« Savoir ce qu’on fait : un fatras agencé au millimètre près, avec dedans un paravent peint d’oiseaux, des bêtes à poil et à griffes, dont une loutre, pour la beauté enfin stoppée, réalisée, de sa nage, et des bocaux sur des étagères scellées dans de la menuiserie sombre aux mécanismes d’ouverture plus subtils que compliqués, s’offrant seulement aux doigts fins. Des surprises, des terreurs, des onguents, des mèches de cheveux de concubines d’un harem, type Angélique Marquise des Anges ».
De toutes pièces est le roman de ce fatras, de cette collection amoncelée, de ce cabinet de curiosités qui sous nos yeux s’imagine, s’agence dans le hangar d’une zone commerciale oubliée, loin de tout, tenue secrète, sans que jamais l’on ne sache pourquoi et pour qui. Les commanditaires de ce musée imaginaire et improbable sont invisibles. Ils donnent des ordres et contrôlent via une interface sécurisée tout ce qui entre, tout ce qui est répertorié par le narrateur, ce collectionneur qui va passer une année à faire naître cet étrange cabinet romanesque. Ce musée de la Terre et du Monde l’occupe jour et nuit et son journal devient ce troublant roman. Il commande, achète et classe, un monde étrange et extravagant se dessine en pointillé, jour après jour, sans que l’on sache à quoi cela va nous conduire et l’entraîner.
« Livraison aujourd’hui d’une pièce de sublimation, d’orfèvrerie : une oreille humaine, coupée, enchâssée dans du ciment réfractaire, coulée directement avec du métal en fusion, qui littéralement la remplace. Quand tout est durci, on casse le moule, on récupère. On s’extasie des ourlets, des circonvolutions. Le lobe semble encore doux et duveté, on voudrait s’accrocher comme l’amant, le téter ».
Ces pièces de sublimation s’accumulent, plus surprenantes les unes que les autres : un essaim d’abeilles figé dans une résine très transparente,une petite saucière à décor polychrome de fleurs, filets dorés et dents de loups sur les bords, le squelette d’une femme girafe, une graine de lotus sacré, vieille de mille trois cents ans, un homme sauvage, poilu, très. Sa tête est absente. Pas coupée, non. Simplement, il n’a pas de tête, un cil de Marilyn Monroe, une DS miniature, une belle collection d’instruments de torture, de tous temps et de tous pays, et l’inventaire pourrait se poursuivre indéfiniment. Une pièce chasse l’autre dans l’imaginaire de Cécile Portier, étrange bestiaire, placé sous haute surveillance. De toutes pièces est un roman en noir et blanc de la raison perdue, du dérèglement, et d’une part d’absurde, le roman d’une guerre secrète – d’une manipulation – que le narrateur pense maîtriser jusqu’à son effondrement, premier signe de sa disparition : Je suis le soldat d’une tranchée froide, sur un front oublié.

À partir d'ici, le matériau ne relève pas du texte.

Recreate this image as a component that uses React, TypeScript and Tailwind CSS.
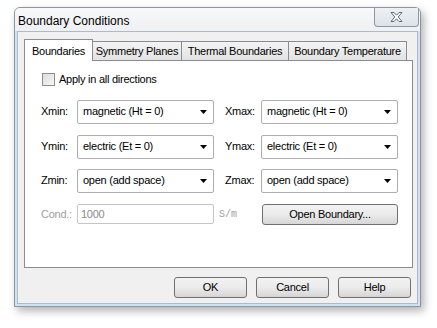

« Mon univers est ce hangar. C’est une sorte d’aboutissement, la récompense de tous mes efforts. C’est l’ironique punition qui m’échoit, d’avoir voulu jouer sur tous les tableaux. Le monde s’est rétréci, il n’y a désormais plus qu’un seul tableau : ce tout petit morceau d’espace-temps englué, quadrillé ».
Etourdissant univers, que celui de Cécile Portier, porté par un style vif, précis, très concentré – comme un poison –, sec, où par instants, pointe l’effroi. Ses phrases sont dotées de cette capacité de faire voir sur l’instant ce qui se joue, par leur clarté, leur rythme, leur cadence, de faire entendre la chute qui s’annonce. De toutes piècesest un roman électrisant.